◆ SUPPLIED ENTRIES

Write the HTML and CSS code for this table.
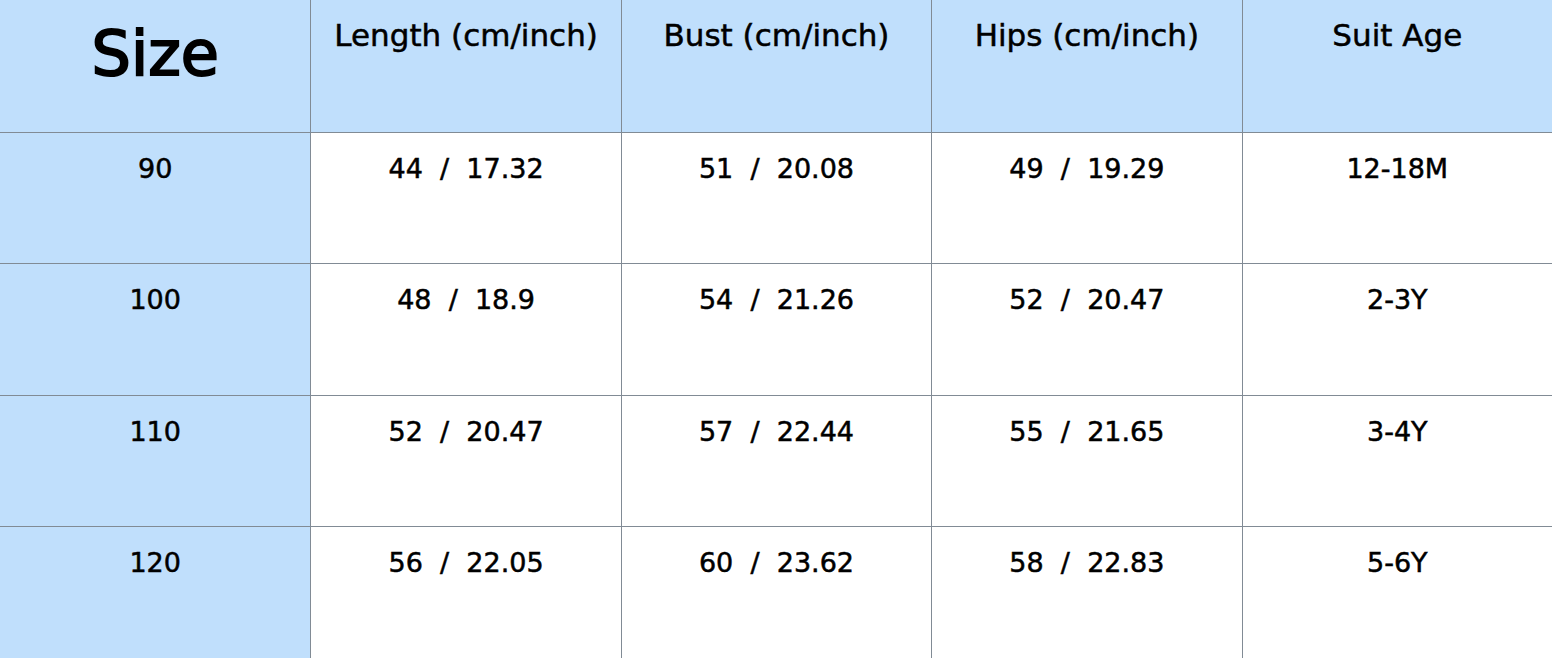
...
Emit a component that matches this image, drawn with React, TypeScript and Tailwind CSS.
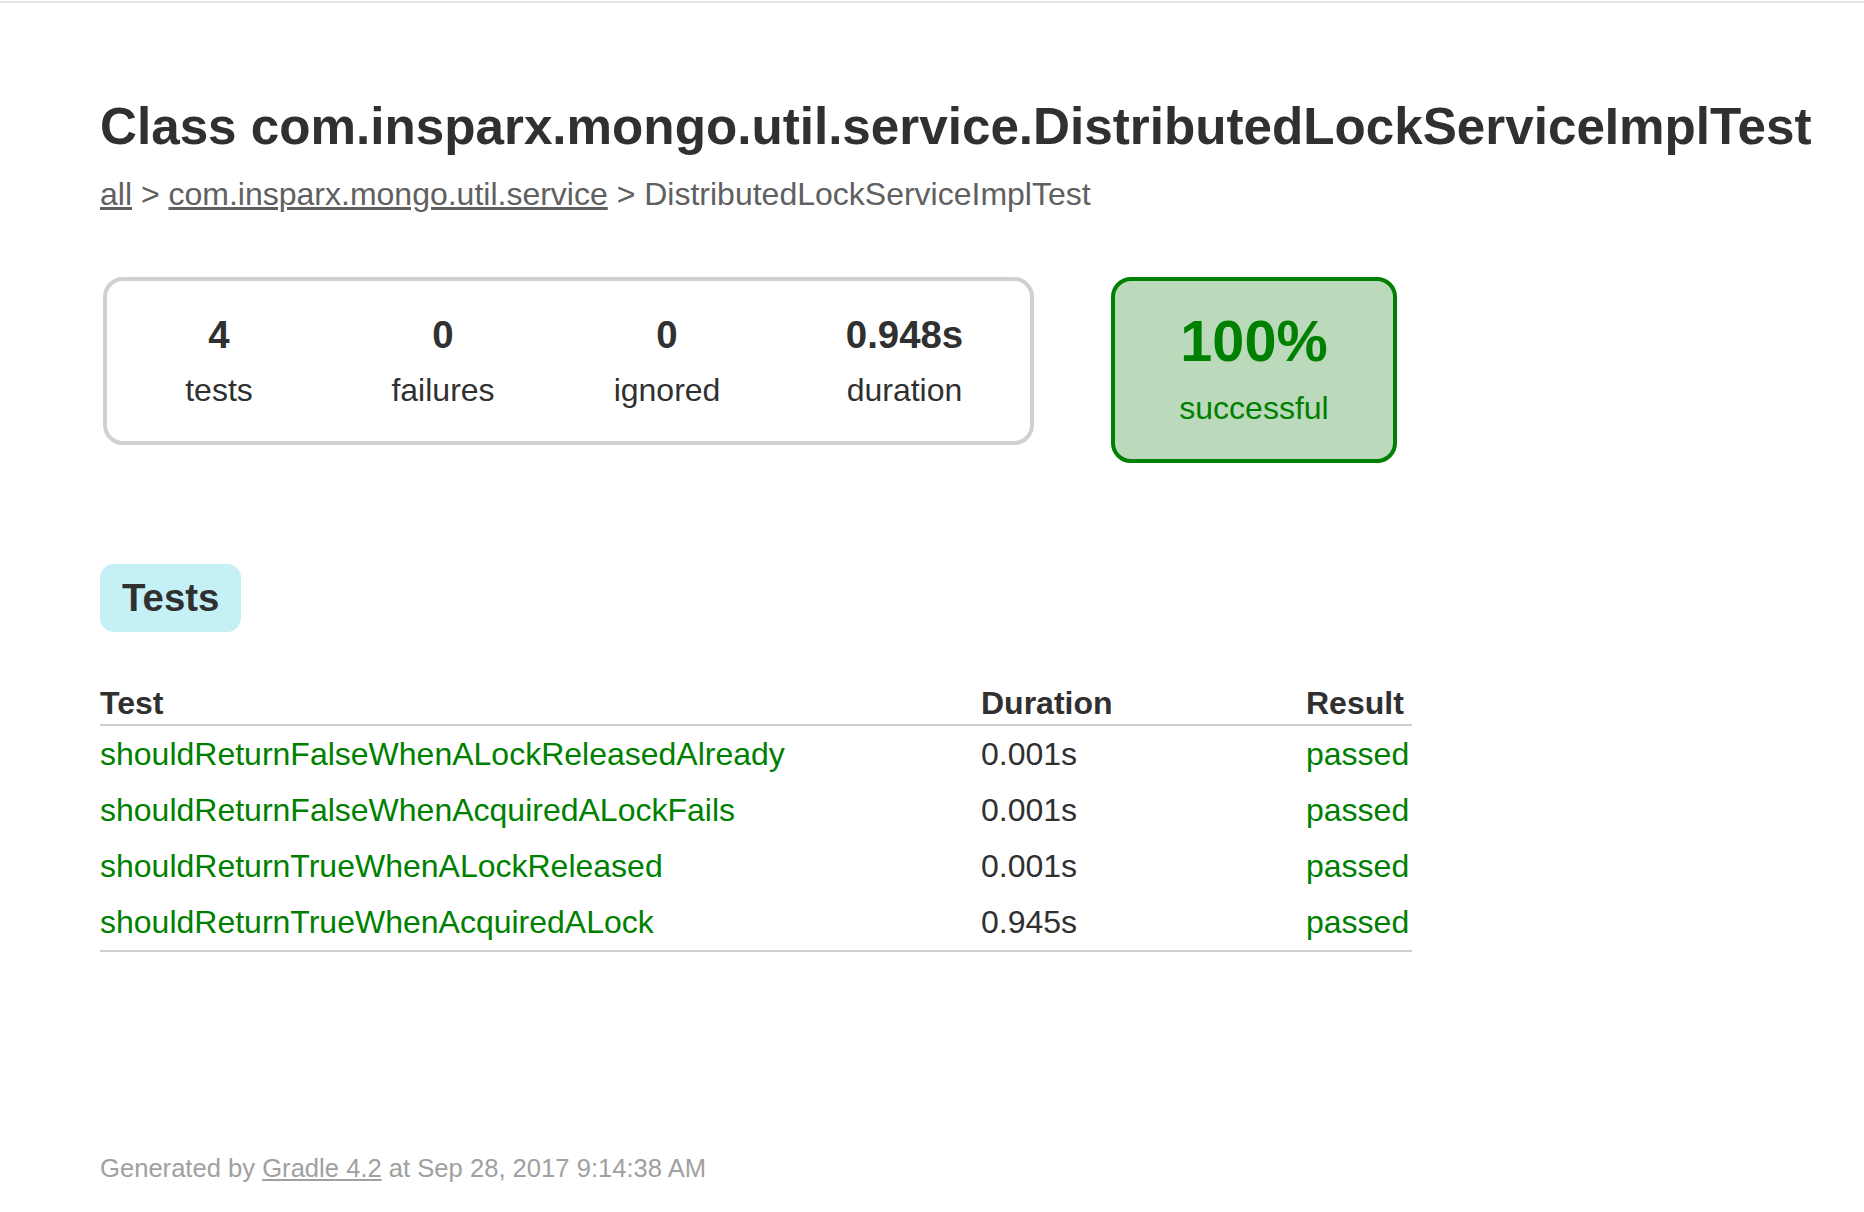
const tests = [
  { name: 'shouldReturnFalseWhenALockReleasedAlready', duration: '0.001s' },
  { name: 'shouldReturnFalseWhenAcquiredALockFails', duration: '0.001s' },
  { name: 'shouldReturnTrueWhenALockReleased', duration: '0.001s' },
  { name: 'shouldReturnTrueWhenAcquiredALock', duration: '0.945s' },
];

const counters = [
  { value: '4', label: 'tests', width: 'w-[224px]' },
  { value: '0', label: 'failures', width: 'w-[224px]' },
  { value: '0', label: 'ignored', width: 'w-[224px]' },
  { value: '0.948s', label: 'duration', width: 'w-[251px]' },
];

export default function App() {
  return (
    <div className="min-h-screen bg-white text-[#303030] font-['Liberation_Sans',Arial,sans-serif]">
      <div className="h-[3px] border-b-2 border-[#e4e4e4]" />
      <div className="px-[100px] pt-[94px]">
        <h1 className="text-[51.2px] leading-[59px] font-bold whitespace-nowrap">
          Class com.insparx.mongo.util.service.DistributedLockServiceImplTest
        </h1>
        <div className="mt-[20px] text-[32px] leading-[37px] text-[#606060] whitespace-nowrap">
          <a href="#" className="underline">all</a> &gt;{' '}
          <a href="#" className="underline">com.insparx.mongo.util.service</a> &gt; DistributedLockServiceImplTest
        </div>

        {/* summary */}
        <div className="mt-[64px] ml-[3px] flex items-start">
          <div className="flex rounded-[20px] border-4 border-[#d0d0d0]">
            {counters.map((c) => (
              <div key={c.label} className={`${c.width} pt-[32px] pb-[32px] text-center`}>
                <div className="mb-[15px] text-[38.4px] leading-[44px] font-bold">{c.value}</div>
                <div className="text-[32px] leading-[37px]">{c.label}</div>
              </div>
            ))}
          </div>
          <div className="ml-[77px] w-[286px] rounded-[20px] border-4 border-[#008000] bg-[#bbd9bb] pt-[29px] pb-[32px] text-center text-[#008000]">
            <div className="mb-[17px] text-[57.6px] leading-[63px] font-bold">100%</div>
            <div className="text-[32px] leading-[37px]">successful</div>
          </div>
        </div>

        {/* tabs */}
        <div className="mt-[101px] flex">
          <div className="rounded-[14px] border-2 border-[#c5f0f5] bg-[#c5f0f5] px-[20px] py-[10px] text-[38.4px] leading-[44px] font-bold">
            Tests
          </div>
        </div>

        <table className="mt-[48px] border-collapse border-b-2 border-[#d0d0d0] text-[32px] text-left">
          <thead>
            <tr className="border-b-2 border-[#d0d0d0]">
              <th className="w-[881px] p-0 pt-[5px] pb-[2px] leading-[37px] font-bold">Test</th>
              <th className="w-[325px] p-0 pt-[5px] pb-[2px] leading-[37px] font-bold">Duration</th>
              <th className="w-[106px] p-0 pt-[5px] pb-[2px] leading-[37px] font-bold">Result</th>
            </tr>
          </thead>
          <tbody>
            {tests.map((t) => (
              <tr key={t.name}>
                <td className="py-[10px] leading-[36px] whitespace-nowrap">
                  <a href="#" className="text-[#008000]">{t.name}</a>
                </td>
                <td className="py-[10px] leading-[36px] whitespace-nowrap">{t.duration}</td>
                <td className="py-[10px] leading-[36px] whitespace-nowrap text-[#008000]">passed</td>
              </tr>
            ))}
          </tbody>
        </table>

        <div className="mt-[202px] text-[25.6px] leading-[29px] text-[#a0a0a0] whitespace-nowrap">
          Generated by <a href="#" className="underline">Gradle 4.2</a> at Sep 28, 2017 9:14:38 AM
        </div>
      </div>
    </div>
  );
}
...
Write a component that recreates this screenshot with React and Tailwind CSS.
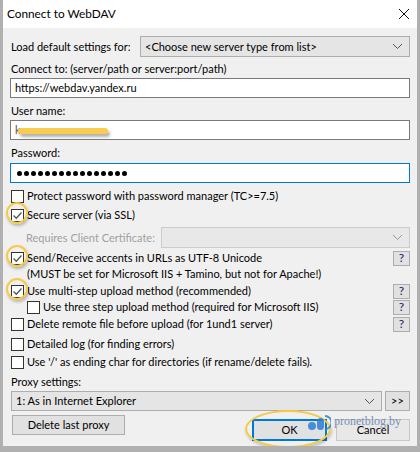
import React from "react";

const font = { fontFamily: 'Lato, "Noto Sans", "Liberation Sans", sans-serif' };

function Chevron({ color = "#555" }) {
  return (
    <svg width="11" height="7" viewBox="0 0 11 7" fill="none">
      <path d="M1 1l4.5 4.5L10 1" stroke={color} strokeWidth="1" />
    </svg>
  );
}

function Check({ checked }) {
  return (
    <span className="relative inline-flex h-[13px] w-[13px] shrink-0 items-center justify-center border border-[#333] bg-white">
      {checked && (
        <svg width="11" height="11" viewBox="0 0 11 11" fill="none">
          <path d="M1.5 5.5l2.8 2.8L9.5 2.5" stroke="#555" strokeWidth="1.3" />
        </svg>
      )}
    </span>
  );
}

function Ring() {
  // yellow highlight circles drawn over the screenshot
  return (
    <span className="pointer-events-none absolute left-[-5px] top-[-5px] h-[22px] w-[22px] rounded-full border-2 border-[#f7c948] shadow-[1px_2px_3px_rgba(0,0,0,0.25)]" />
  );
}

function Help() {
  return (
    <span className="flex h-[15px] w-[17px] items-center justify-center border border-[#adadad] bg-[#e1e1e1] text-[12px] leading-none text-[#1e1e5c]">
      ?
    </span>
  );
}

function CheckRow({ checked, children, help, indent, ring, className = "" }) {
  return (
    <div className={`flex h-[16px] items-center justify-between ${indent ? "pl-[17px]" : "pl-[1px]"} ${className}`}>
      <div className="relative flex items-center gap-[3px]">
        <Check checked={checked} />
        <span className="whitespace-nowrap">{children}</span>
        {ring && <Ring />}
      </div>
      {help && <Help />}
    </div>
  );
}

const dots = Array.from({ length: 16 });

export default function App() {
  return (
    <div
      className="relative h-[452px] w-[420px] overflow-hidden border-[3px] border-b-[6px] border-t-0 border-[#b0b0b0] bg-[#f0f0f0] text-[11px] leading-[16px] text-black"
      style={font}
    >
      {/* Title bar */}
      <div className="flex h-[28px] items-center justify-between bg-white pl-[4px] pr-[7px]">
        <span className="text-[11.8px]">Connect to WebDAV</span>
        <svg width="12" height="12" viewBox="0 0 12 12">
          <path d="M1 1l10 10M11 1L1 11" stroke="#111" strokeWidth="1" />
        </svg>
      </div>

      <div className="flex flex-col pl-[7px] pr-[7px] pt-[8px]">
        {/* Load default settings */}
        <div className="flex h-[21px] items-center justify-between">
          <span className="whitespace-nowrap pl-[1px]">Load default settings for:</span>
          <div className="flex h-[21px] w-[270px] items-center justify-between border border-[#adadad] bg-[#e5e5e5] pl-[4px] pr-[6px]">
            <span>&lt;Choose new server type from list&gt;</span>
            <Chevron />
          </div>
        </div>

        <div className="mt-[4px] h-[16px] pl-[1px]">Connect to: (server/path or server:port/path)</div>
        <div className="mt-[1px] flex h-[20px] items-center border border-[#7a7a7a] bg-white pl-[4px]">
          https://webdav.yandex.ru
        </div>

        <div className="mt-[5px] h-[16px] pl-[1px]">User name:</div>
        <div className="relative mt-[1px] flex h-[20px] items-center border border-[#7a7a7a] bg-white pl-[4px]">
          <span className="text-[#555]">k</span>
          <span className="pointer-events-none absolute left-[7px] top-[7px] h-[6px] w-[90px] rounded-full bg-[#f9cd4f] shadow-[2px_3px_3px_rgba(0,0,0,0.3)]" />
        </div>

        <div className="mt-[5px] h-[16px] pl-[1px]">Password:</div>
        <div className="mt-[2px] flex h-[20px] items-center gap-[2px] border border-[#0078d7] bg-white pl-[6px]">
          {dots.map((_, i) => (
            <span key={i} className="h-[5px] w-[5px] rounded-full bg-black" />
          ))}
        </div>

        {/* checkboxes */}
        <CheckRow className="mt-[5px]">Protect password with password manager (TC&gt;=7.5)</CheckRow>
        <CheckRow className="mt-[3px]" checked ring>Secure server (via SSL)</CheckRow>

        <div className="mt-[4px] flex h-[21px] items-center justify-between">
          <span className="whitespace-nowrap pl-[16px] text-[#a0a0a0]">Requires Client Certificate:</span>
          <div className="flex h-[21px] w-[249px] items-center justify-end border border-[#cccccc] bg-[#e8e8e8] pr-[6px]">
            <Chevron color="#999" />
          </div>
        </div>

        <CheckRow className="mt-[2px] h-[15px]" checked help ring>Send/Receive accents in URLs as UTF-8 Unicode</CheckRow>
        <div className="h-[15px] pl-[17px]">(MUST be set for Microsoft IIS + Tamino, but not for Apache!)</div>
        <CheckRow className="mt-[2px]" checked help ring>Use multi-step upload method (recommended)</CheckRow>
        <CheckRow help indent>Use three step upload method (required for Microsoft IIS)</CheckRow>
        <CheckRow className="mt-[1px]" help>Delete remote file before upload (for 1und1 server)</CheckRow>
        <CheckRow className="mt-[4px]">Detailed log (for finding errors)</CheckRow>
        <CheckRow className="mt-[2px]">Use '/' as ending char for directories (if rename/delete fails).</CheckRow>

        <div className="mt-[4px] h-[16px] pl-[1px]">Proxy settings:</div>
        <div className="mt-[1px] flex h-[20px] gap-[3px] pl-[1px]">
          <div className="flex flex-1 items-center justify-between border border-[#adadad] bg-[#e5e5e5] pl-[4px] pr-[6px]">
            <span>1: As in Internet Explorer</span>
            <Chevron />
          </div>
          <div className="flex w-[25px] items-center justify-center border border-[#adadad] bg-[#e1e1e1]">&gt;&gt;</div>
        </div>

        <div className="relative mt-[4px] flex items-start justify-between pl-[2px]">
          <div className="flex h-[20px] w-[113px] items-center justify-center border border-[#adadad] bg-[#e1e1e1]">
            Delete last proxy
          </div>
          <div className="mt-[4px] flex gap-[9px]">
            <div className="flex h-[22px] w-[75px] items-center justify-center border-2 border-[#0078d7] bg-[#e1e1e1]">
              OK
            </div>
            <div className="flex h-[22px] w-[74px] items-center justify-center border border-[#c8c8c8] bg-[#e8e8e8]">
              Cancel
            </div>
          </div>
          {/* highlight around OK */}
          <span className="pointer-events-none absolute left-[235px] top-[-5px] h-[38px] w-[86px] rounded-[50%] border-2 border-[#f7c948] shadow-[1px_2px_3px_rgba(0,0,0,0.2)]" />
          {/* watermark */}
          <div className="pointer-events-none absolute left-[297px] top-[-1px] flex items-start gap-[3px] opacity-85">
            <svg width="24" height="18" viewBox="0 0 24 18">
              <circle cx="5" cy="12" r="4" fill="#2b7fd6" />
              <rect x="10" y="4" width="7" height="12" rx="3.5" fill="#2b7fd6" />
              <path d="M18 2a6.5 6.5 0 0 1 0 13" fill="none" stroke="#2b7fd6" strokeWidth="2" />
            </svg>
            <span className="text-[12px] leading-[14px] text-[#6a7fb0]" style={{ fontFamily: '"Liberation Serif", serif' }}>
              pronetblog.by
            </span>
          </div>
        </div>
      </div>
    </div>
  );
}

◆ GOAL OF THE EXERCISE
Return all lines of the material above in which the word "React" occurs.

◆ TASK SOLUTION
Emit a component that matches this image, drawn with React, TypeScript and Tailwind CSS.
Write a component that recreates this screenshot with React and Tailwind CSS.
import React from "react";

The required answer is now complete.